## Records from a dataset

____________

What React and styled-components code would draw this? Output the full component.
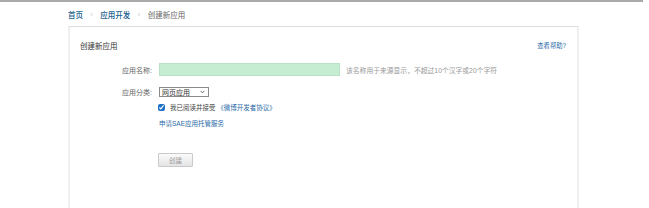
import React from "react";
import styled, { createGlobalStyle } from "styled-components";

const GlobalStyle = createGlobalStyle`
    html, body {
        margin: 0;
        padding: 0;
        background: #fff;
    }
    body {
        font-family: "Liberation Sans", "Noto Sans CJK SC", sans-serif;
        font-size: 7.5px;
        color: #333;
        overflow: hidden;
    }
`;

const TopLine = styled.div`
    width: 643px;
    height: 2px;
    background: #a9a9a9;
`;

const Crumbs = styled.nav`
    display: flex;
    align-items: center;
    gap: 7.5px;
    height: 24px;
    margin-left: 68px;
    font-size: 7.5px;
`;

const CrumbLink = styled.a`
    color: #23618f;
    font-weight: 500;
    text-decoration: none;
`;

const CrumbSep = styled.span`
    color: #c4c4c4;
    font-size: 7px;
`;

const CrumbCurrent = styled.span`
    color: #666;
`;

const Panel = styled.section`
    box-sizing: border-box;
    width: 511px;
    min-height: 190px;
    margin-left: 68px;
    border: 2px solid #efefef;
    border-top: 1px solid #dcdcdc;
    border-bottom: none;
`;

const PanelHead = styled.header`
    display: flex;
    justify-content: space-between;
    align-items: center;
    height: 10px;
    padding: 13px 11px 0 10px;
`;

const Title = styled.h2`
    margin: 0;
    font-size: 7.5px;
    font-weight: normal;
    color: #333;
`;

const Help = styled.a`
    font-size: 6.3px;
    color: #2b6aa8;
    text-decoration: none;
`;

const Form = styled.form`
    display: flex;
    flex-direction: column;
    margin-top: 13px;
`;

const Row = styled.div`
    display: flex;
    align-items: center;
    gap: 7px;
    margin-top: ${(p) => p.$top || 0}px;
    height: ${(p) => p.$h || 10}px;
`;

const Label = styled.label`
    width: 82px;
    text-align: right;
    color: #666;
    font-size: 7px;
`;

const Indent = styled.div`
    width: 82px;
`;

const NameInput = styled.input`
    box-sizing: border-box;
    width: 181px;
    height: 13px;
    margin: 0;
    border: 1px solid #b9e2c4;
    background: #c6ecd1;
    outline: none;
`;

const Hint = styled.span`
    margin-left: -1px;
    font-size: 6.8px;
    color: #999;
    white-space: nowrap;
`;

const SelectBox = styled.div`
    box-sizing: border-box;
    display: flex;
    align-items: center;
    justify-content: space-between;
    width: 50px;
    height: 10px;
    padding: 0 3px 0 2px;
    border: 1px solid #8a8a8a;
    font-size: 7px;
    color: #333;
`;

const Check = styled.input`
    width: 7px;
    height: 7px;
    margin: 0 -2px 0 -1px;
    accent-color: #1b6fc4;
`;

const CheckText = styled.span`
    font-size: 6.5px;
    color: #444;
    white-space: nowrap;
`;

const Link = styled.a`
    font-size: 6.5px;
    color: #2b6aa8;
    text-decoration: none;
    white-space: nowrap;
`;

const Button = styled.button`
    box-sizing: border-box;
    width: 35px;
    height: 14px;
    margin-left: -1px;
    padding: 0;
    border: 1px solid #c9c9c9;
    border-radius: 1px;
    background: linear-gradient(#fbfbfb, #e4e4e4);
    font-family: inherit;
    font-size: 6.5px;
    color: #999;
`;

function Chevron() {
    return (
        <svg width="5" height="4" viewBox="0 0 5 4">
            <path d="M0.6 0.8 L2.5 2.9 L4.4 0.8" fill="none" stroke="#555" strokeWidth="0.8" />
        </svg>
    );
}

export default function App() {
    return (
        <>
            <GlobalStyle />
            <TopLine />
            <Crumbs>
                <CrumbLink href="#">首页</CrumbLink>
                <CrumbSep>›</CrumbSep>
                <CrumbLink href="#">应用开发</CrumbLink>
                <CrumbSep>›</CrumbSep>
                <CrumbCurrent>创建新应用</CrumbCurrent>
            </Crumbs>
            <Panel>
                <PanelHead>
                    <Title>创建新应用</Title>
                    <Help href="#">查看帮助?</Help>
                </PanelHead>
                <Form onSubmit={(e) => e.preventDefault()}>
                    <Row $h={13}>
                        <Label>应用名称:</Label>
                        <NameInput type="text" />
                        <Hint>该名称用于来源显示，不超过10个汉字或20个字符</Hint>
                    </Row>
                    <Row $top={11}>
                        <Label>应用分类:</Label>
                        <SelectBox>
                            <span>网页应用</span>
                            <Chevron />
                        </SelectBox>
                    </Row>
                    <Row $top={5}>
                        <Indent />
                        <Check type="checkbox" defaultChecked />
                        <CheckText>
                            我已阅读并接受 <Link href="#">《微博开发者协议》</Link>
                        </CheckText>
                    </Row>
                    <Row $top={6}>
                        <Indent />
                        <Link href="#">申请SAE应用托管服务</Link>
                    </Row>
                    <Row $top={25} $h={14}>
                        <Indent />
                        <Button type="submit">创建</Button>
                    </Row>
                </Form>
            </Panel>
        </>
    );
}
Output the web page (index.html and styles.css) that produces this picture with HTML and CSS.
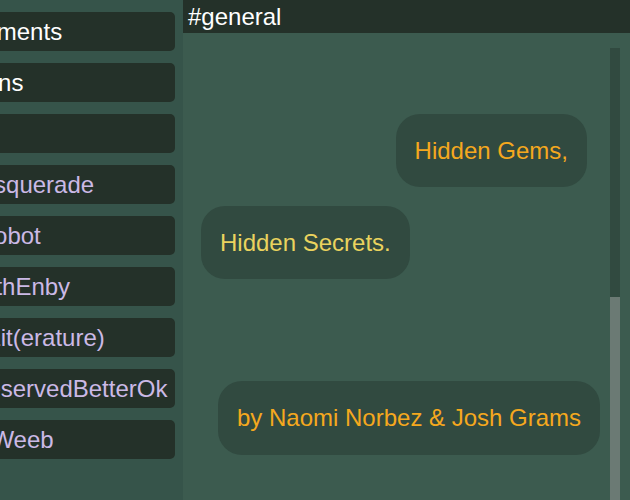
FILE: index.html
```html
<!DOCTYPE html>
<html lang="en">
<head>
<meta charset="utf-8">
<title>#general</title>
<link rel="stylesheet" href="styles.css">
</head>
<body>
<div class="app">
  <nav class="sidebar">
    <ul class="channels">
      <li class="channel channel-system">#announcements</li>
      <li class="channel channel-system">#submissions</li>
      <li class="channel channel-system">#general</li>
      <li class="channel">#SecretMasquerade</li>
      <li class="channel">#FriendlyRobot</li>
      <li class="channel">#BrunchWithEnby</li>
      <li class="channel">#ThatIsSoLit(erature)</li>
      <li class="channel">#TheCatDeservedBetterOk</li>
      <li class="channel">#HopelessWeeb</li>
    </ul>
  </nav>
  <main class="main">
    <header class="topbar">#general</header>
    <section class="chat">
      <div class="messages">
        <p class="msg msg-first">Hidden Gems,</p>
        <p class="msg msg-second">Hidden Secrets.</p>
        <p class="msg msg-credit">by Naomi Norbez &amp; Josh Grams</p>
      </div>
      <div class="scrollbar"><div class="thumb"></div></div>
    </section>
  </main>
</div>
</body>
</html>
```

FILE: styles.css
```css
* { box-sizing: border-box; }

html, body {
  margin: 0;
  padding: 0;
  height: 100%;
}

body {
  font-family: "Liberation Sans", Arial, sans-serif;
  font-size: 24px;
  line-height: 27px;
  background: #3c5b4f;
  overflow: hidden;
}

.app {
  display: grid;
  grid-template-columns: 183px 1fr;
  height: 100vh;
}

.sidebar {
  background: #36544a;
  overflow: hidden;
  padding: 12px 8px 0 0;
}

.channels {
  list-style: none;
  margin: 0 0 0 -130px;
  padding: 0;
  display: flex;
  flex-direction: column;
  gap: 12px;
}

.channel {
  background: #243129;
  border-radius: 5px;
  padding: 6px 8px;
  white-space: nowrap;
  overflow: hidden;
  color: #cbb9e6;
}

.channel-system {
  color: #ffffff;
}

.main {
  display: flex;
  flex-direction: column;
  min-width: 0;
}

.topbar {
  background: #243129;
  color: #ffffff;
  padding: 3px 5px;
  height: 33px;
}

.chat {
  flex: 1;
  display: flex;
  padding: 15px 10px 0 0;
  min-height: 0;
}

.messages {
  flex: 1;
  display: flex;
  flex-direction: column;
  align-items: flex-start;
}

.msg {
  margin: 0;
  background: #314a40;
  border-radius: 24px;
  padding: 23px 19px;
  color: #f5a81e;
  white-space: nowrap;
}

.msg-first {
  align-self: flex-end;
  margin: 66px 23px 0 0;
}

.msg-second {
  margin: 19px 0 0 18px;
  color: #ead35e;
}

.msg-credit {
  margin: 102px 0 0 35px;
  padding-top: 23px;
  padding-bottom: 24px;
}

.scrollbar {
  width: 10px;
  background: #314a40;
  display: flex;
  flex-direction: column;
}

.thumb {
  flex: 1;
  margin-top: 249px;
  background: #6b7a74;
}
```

____________

## Task directions
Identify lines with the string "this". Copy each one.

## Reply
What React and styled-components code would draw this? Output the full component.
Output the web page (index.html and styles.css) that produces this picture with HTML and CSS.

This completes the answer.